Kristof Kolomb, gemilerin zorunlu tamiratı için Jamaika'ya uğrar. Oradaki yerliler tamirata yardımcı olur, tayfaya yiyecek ve içecek verilir. Ancak tamirat bir türlü bitmez.
Üstelik gemi tayfası, yerlilerin yiyeceklerini yağmalamaya başlamıştır. Bu duruma kızan yerliler, yardımı ve yiyeceği keser.

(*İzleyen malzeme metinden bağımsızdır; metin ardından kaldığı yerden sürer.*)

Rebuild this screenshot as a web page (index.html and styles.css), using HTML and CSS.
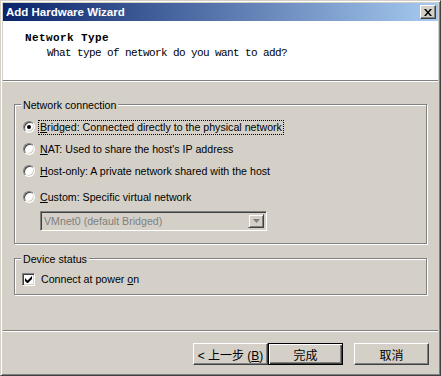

Çaresiz durumdaki Kristof Kolomb, o dönemlerde gemilerde bulunan ve Yıldız pozisyonlarını da içeren takvimi karıştırırken ertesi gün Ay tutulmasını olacağını fark eder.
Bu çok nadir görünen bir Ay tutulmasıdır ve aklına parlak bir fikir gelir, hemen yerlilerin Şefine gider. Șef'e, Tanrı ile haberleştiğini ve Tanrı’nın yardımın kesilmesine çok kızdığını, bu kızgınlığını da Ay'ı kan kırmızıya çevirerek göstereceğini söyler.
Ertesi gün akşam Ay tutulması başlar ve Ay'in rengi tutulmadan dolayı kızıla döner Kolomb'un oğlu, o anı günlüğüne söyle yazmış; "inleme ve feryatlarla birlikte, her yerden gemilere doğru geldiler, yiyecek ve içecekler getirdiler, Tanrıya onları affetmesini söylemesi için Amiral'e (Kristof Kolomb) yalvardılar." Kolomb, kum saatine bakar, 48 dakika süren tutulma bitmek üzeredir, süre hızla azalmaktadır ve konuşmaya başlar:
"Cehalet her zaman köleliği getirir."